The kids were about to start school. The older kids. As I got my fruits and vegetables, I came up with this line to tell my sister to tell them. A jokey line. Kind of like a self-aware pun. Something funny because it knew it wasn't funny on its face, but funny in a certain context of knowing what the remark really was.


The kids' names are immortalized in "Best Present Ever," the only work of fiction I've made available for full in these pages. That is, one can read the entire story, which is also better than anything before, at present, or TK, by anyone else, with no way of someone being able to remark--not that they could with the excerpts either--"Well, maybe that was just the best part he put up there." It's all the best part.


But then I didn't tell my sister my message for the kids on that late summer-bleeding-into-fall day. Because almost immediately it had become something else. And that was the last words spoken by dead Thomas in "Dead Thomas," the greatest last words in all of art. In context. But it has to be in context. That doesn't mean it's relative. It means in context. There is no relativity. Things are things.

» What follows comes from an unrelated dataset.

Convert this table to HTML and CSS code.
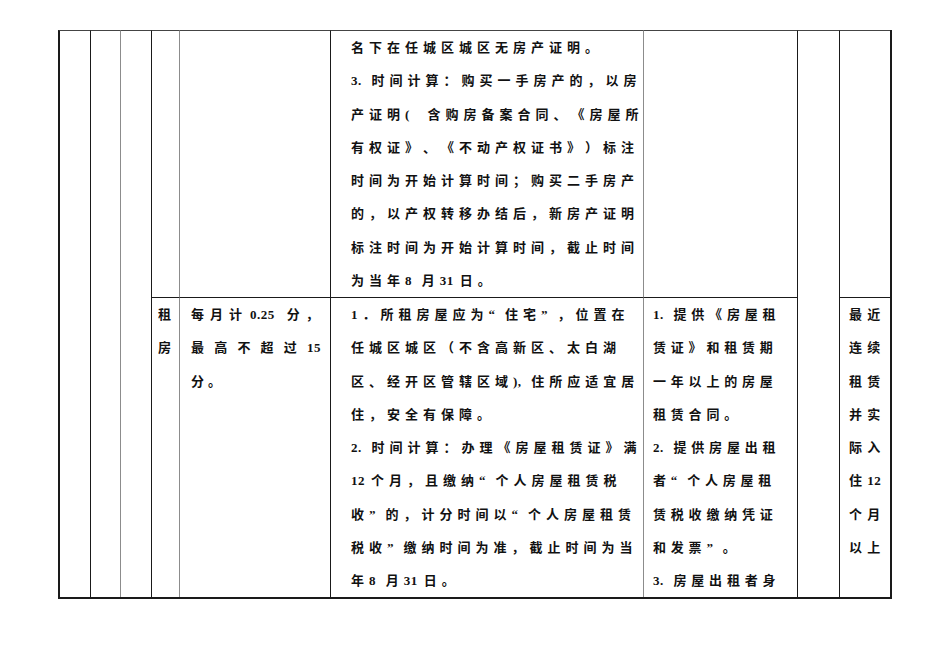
FILE: index.html
```html
<!DOCTYPE html>
<html lang="zh-CN">
<head>
<meta charset="utf-8">
<title>表格</title>
<link rel="stylesheet" href="styles.css">
</head>
<body>
<div class="page">
  <div class="tbl">
    <div class="c first top span2"></div>
    <div class="c top span2"></div>
    <div class="c g top span2"></div>
    <div class="c top k4"></div>
    <div class="c g top k5"></div>
    <div class="c top k6">
      <div class="ln">名下在任城区城区无房产证明。</div>
      <div class="ln"><span class="n">3. </span>时间计算：购买一手房产的，以房</div>
      <div class="ln">产证明<span class="q">( </span>含购房备案合同、《房屋所</div>
      <div class="ln">有权证》、《不动产权证书》）标注</div>
      <div class="ln">时间为开始计算时间；购买二手房产</div>
      <div class="ln">的，以产权转移办结后，新房产证明</div>
      <div class="ln">标注时间为开始计算时间，截止时间</div>
      <div class="ln">为当年<span class="n">8 </span>月<span class="n">31</span>日。</div>
    </div>
    <div class="c g top k7"></div>
    <div class="c top span2"></div>
    <div class="c top k9"></div>

    <div class="c k4">
      <div class="ln">租</div>
      <div class="ln">房</div>
    </div>
    <div class="c g k5">
      <div class="ln s1">每月计<span class="n wide">0.25</span>分，</div>
      <div class="ln s2">最高不超过<span class="n">15</span></div>
      <div class="ln">分。</div>
    </div>
    <div class="c k6">
      <div class="ln">1．所租房屋应为<span class="q">“</span>住宅<span class="q">”</span>，位置在</div>
      <div class="ln">任城区城区（不含高新区、太白湖</div>
      <div class="ln">区、经开区管辖区域<span class="n">), </span>住所应适宜居</div>
      <div class="ln">住，安全有保障。</div>
      <div class="ln"><span class="n">2. </span>时间计算：办理《房屋租赁证》满</div>
      <div class="ln"><span class="n">12</span>个月，且缴纳<span class="q">“</span>个人房屋租赁税</div>
      <div class="ln">收<span class="q">”</span>的，计分时间以<span class="q">“</span>个人房屋租赁</div>
      <div class="ln">税收<span class="q">”</span>缴纳时间为准，截止时间为当</div>
      <div class="ln">年<span class="n">8 </span>月<span class="n">31</span>日。</div>
    </div>
    <div class="c g k7">
      <div class="ln"><span class="n">1. </span>提供《房屋租</div>
      <div class="ln">赁证》和租赁期</div>
      <div class="ln">一年以上的房屋</div>
      <div class="ln">租赁合同。</div>
      <div class="ln"><span class="n">2. </span>提供房屋出租</div>
      <div class="ln">者<span class="q">“</span>个人房屋租</div>
      <div class="ln">赁税收缴纳凭证</div>
      <div class="ln">和发票<span class="q">”</span>。</div>
      <div class="ln"><span class="n">3. </span>房屋出租者身</div>
    </div>
    <div class="c k9">
      <div class="ln">最近</div>
      <div class="ln">连续</div>
      <div class="ln">租赁</div>
      <div class="ln">并实</div>
      <div class="ln">际入</div>
      <div class="ln">住<span class="n">12</span></div>
      <div class="ln">个月</div>
      <div class="ln">以上</div>
    </div>
  </div>
</div>
</body>
</html>
```

FILE: styles.css
```css
html, body {
  margin: 0;
  padding: 0;
  background: #ffffff;
}

body {
  font-family: "Liberation Serif", "Noto Sans CJK SC", serif;
  font-weight: 700;
  font-size: 13px;
  line-height: 33.3px;
  color: #111111;
  text-spacing-trim: space-all;
}

.page {
  padding: 30px 0 0 58px;
}

.tbl {
  display: grid;
  grid-template-columns: 32px 30px 31px 28px 151px 313px 154px 42px 51px;
  grid-template-rows: 267px 300px;
  width: max-content;
  border-right: 2px solid #1a1a1a;
  border-bottom: 2px solid #1a1a1a;
}

.c {
  box-sizing: border-box;
  border-left: 1px solid #1a1a1a;
  border-top: 1px solid #1a1a1a;
  white-space: nowrap;
  overflow: visible;
}

.top {
  border-top-color: #444444;
}

.first {
  border-left: 2px solid #1a1a1a;
}

.g {
  border-left-color: #8c8c8c;
}

.span2 {
  grid-row: span 2;
}

.ln {
  display: block;
}

.k4 {
  padding-left: 6px;
}

.k5 {
  padding-left: 11px;
  letter-spacing: 4px;
}

.k5 .s1 {
  letter-spacing: 6px;
}

.k5 .s2 {
  letter-spacing: 10.2px;
}

.k6 {
  padding-left: 20px;
  letter-spacing: 5px;
}

.k7 {
  padding-left: 9px;
  letter-spacing: 4.8px;
}

.k9 {
  padding-left: 9px;
  letter-spacing: 5.3px;
}

.n {
  letter-spacing: 0.5px;
  margin-right: 6px;
}

.k5 .s2 .n {
  margin-right: 0;
}

.k5 .s1 .wide {
  margin-left: 2px;
  margin-right: 12px;
}

.q {
  margin-right: 5px;
}
```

Those last words of Thomas's are said earlier in the story by Bonita's friend Rachel during a crucial moment in science class pertaining to the making of energy. Rachel makes a certain kind of joke. She normally makes these kinds of "bad" jokes because she's awkward, self-conscious, trying to fit in, nervous. But here, she has a different purpose, and what she does for someone else, and the way she does it, the self-awareness with which she does it, surprises even Bonita, her best friend. And later, during the moment of his passing--or, if you prefer, his second passing--we see what Rachel's words--and her gesture--meant for Thomas as well.


When I have something like this, I can't share it with anyone until after. I can't talk about it in these pages. It has to be just mine. Or else it changes. And during the creating, it must be only mine. It's like knowing this great secret of the universe and it's not okay to share it because that will hinder that information in doing what it needs to do first. But once it has done it, then I'm free to discuss.